Cinema é coisa séria, muito séria; o poder das imagens está justamente naquilo que elas sugerem além de sua visibilidade imediata. Provavelmente cioso quanto a isso, Wenders exibe exaustivamente a Tokyo Sky Tree ao fundo e em torno dela a movimentação cotidiana de um protagonista que quase não fala. O fator língua, o domínio do japonês, é o dado que mais me surpreendeu em Dias perfeitos. Por suposto, há um personagem contido, sereno, discreto, sóbrio, que de algum modo nos faz ver a imagem caricatural de um japonês zen. Mas também me parece o enorme cuidado de Wenders para com o uso de uma língua que lhe poderia trazer mal-entendidos… (o roteiro foi escrito em parceria com Takuma Takasaki, a quem Wenders agradece nos créditos finais).
Dias perfeitos. Perfeito é aquilo que é acabado em si mesmo. Portanto, do qual não se exige reparo. O perfeito é, por definição, completo: dele não se tira nada; igualmente, nada nele se põe. O dia é perfeito quando este se realiza plenamente. Com sua formação em filosofia, Wenders sabe bem isso. Os dias do protagonista em Dias perfeitos se repetem à perfeição. Seu cotidiano em suas mais prosaicas ações – aparar o bigode, olhar para o sol que se abre na aurora, ouvir música em sua Van, comprar um livro num sebo… –, seus sonhos com imagens imprecisas, sua leitura de Palmeiras selvagens, de William Faulkner (em edição japonesa, pois), antes do sono, se repetem sem alterações.
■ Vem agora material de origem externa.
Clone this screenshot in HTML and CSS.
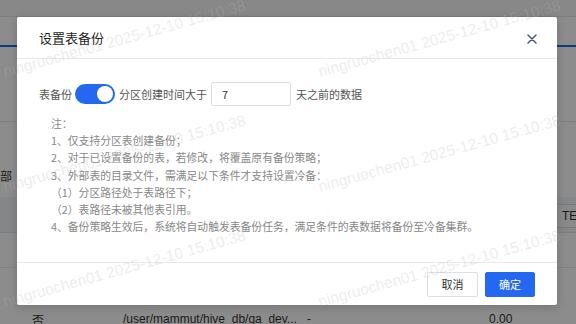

Claro, claro, claro… esses são elementos, digamos, diegéticos. Externos a eles, o que não se mostra, a imperfeição. Até onde minha memória alcança, não tenho agora em mente um título de filme tão irônico: nos dias perfeitos de Dias perfeitos o Movimento em falso (1975): não nos banhamos duas vezes no mesmo rio, Heráclito, nem usamos o mesmo toilete duas vezes; mas, em nossa ilusão, o rio é o mesmo rio e o toilete o mesmo toilete. E isso, a ilusão, desde Georges Méliès, é própria ao cinema.